Former Clinton White House Chief of Staff Erskine Bowles and former Wyoming Republican Sen. Alan Simpson caused quite a stir last week by releasing their draft report as co-chairmen for the National Commission on Fiscal Responsibility and Reform. A New York Times headline captured the essence of the Bowles-Simpson recommendations: “Debt commission seeks Social Security cuts and tax increases.” Those are both third-rail issues, and consequently it’s tempting to dismiss the report as political showboating. But looked at in its entirety, the Bowles-Simpson draft provides a useful starting point for a desperately needed national discussion of what to do about the federal government’s exploding spending and debt. As with any discussion about budgets, the primary focus here must be on what are the most important federal priorities, and how they should be funded.

There is a public consensus that the federal government spends way too much on far too many programs, many of which are either unneeded, duplicative or wasteful, or better left to state and local authorities. Recognizing this reality, Bowles and Simpson recommend a host of reasonable cuts, starting with doing away with all congressional earmarks, for a savings of $16 billion. In a $3.5 trillion annual budget, $16 billion is a trifle, but that’s not why earmarks should end. Bowles and Simpson recognize that if Congress is unwilling to stop spending a million here for a bike path and a million there for community center swimming pool, it won’t be able to make the far tougher decisions that must be made on the federal budget.

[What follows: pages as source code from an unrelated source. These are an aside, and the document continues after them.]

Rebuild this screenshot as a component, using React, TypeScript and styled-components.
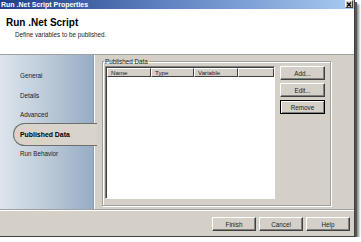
import React from "react";
import styled, { createGlobalStyle } from "styled-components";

const GlobalStyle = createGlobalStyle`
  html, body {
    margin: 0;
    padding: 0;
    background: #fff;
  }
  body {
    font-family: "Liberation Sans", Arial, sans-serif;
    font-size: 6.3px;
    color: #000;
  }
`;

const navItems = ["General", "Details", "Advanced", "Published Data", "Run Behavior"];
const columns = [
  { label: "Name", width: 44 },
  { label: "Type", width: 43 },
  { label: "Variable", width: 44 },
  { label: "", width: 0 }
];

export default function App() {
  return (
    <>
      <GlobalStyle />
      <Window>
        <TitleBar>
          <TitleText>Run .Net Script Properties</TitleText>
          <CloseButton>
            <svg width="6" height="5" viewBox="0 0 6 5">
              <path d="M1 0.5 L5 4.5 M5 0.5 L1 4.5" stroke="#000" strokeWidth="1.3" />
            </svg>
          </CloseButton>
        </TitleBar>
        <Header>
          <HeaderTitle>Run .Net Script</HeaderTitle>
          <HeaderSub>Define variables to be published.</HeaderSub>
        </Header>
        <Body>
          <Sidebar>
            {navItems.map((item) => (
              <NavItem key={item} $active={item === "Published Data"}>
                {item}
              </NavItem>
            ))}
          </Sidebar>
          <Content>
            <GroupBox>
              <Legend>Published Data</Legend>
              <ListView>
                <ListHeader>
                  {columns.map((c, i) => (
                    <ColumnHeader key={i} $width={c.width}>
                      {c.label}
                    </ColumnHeader>
                  ))}
                </ListHeader>
              </ListView>
              <SideButtons>
                <Button>Add...</Button>
                <Button>Edit...</Button>
                <Button $focused>Remove</Button>
              </SideButtons>
            </GroupBox>
          </Content>
        </Body>
        <Footer>
          <Button $wide>Finish</Button>
          <Button $wide>Cancel</Button>
          <Button $wide>Help</Button>
        </Footer>
      </Window>
    </>
  );
}

const Window = styled.div`
  width: 355px;
  height: 237px;
  display: flex;
  flex-direction: column;
  background: #d4d0c8;
  border-right: 1px solid #404040;
  border-bottom: 1px solid #404040;
  box-sizing: border-box;
  box-shadow: 2px 2px 0 #555, 4px 4px 2px rgba(0, 0, 0, 0.45);
`;

const TitleBar = styled.div`
  height: 9px;
  flex: none;
  display: flex;
  align-items: center;
  justify-content: space-between;
  padding-left: 1px;
  background: linear-gradient(to right, #1f3f86, #5d80c0 45%, #a6caf0);
`;

const TitleText = styled.span`
  color: #fff;
  font-weight: bold;
  font-size: 7px;
  line-height: 9px;
`;

const CloseButton = styled.span`
  width: 8px;
  height: 8px;
  margin-right: 1px;
  margin-top: -1px;
  display: flex;
  align-items: center;
  justify-content: center;
  box-sizing: border-box;
  background: #d4d0c8;
  border: 1px solid;
  border-color: #fff #404040 #404040 #fff;
`;

const Header = styled.div`
  height: 46px;
  flex: none;
  box-sizing: border-box;
  background: #fff;
  border-bottom: 1px solid #a0a0a0;
  padding: 8px 0 0 6px;
`;

const HeaderTitle = styled.div`
  font-size: 10px;
  font-weight: bold;
  line-height: 12px;
`;

const HeaderSub = styled.div`
  margin-top: 2px;
  padding-left: 9px;
  line-height: 8px;
  color: #222;
`;

const Body = styled.div`
  flex: 1;
  display: flex;
  min-height: 0;
`;

const Sidebar = styled.div`
  width: 94px;
  flex: none;
  box-sizing: border-box;
  padding-top: 11px;
  display: flex;
  flex-direction: column;
  background: linear-gradient(to right, #dee5ec, #b8c7d6 55%, #97adc4);
  border-right: 1px solid #8a9aab;
`;

const NavItem = styled.div<{ $active?: boolean }>`
  height: ${(p) => (p.$active ? "23px" : "19.5px")};
  margin: ${(p) => (p.$active ? "-1.75px -4px -1.75px 13px" : "0")};
  padding-left: ${(p) => (p.$active ? "6px" : "20px")};
  display: flex;
  align-items: center;
  box-sizing: border-box;
  font-weight: ${(p) => (p.$active ? "bold" : "normal")};
  font-size: ${(p) => (p.$active ? "6.9px" : "6.3px")};
  color: ${(p) => (p.$active ? "#000" : "#1a1a1a")};
  background: ${(p) => (p.$active ? "#d8d4cc" : "transparent")};
  border: ${(p) => (p.$active ? "1px solid #6d6d6d" : "none")};
  border-right: none;
  border-radius: 12px 0 0 12px;
  position: relative;
  z-index: 1;
`;

const Content = styled.div`
  flex: 1;
  display: flex;
  padding: 3px 23px 3px 7px;
  border-left: 1px solid #fff;
`;

const GroupBox = styled.fieldset`
  flex: 1;
  margin: 0;
  padding: 1px 5px 6px 2px;
  display: flex;
  gap: 5px;
  border: 1px solid #a0a0a0;
  box-shadow: 1px 1px 0 #fff, inset 1px 1px 0 #fff;
  min-width: 0;
`;

const Legend = styled.legend`
  padding: 0 1px;
  margin-left: -1px;
  line-height: 7px;
  color: #222;
`;

const ListView = styled.div`
  width: 170px;
  flex: none;
  box-sizing: border-box;
  background: #fff;
  border: 1px solid;
  border-color: #808080 #fff #fff #808080;
  box-shadow: inset 1px 1px 0 #404040;
  padding: 1px 0 0 1px;
`;

const ListHeader = styled.div`
  display: flex;
  height: 9px;
`;

const ColumnHeader = styled.div<{ $width: number }>`
  width: ${(p) => (p.$width ? `${p.$width}px` : "auto")};
  flex: ${(p) => (p.$width ? "none" : "1")};
  box-sizing: border-box;
  background: #d4d0c8;
  border: 1px solid;
  border-color: #fff #404040 #404040 #fff;
  padding-left: 3px;
  line-height: 7px;
  font-size: 6.2px;
  color: #222;
`;

const SideButtons = styled.div`
  display: flex;
  flex-direction: column;
  gap: 3px;
`;

const Button = styled.button<{ $focused?: boolean; $wide?: boolean }>`
  width: ${(p) => (p.$wide ? "44px" : "45px")};
  height: 14px;
  padding: 0;
  box-sizing: border-box;
  font-family: "Liberation Sans", Arial, sans-serif;
  font-size: 6.3px;
  color: #222;
  background: #d4d0c8;
  border: 1px solid;
  border-color: ${(p) => (p.$focused ? "#000" : "#fff #404040 #404040 #fff")};
  box-shadow: ${(p) =>
    p.$focused ? "inset 1px 1px 0 #fff, inset -1px -1px 0 #808080" : "inset -1px -1px 0 #808080"};
`;

const Footer = styled.div`
  height: 27px;
  flex: none;
  box-sizing: border-box;
  display: flex;
  justify-content: flex-end;
  gap: 3px;
  padding: 7px 4px 0 0;
  border-top: 1px solid #a0a0a0;
  box-shadow: inset 0 1px 0 #fff;
`;
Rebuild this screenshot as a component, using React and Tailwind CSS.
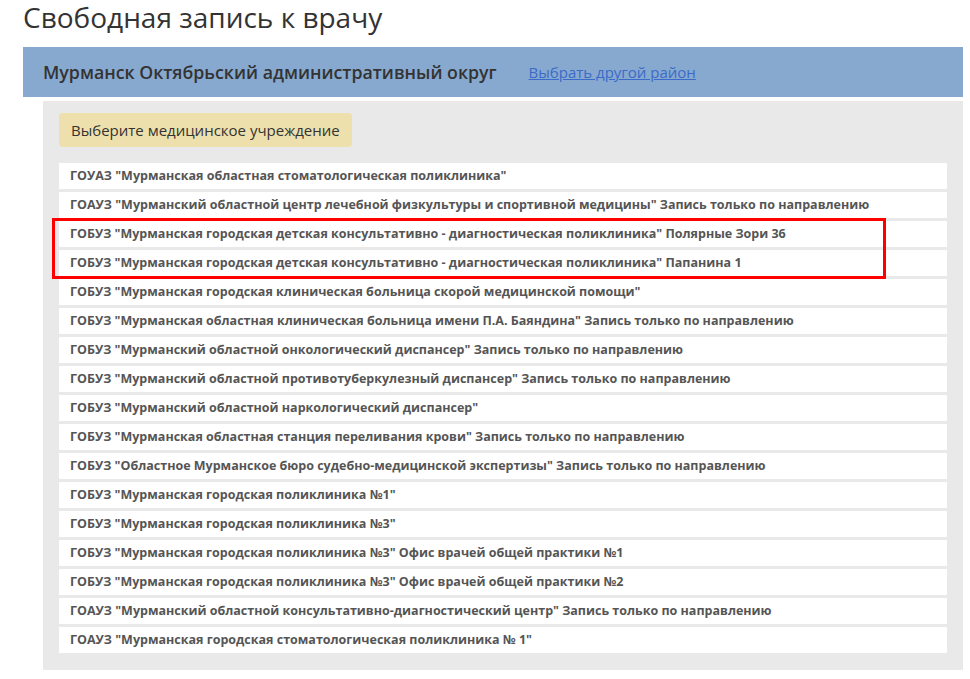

Consider, for example, the commission chairmen’s recommendation that the federal work force be cut by 10 percent and that the number of federal contract jobs be trimmed by 250,000. These are two of 54 recommendations that together would cut $200 billion from the federal budget, with equal amounts from defense and nondefense accounts. Many of these items have been suggested by Democrats and Republicans, but were never adopted because of self-serving opposition by special interests.

Then there are the big-ticket items on the Bowles-Simpson list, including raising the retirement age from 67 to 69, reducing future Social Security benefits, hiking the federal gas tax 15 cents per gallon, and eliminating a host of popular tax deductions, including, most significantly, the mortgage interest deduction. To ease the pain, Bowles and Simpson would introduce a simplified system of tax rate brackets that are less onerous than the ones in place now. Liberals immediately rejected the entitlement cuts as unnecessary if only President Obama and Congress would increase taxes. For their part, conservatives attacked the tax hikes and deduction eliminations as simply giving Washington politicians more tax dollars to spend. The Examiner also has reservations about specific recommendations from Bowles and Simpson, but they deserve credit for putting substance on the table. So let the debate begin now in earnest.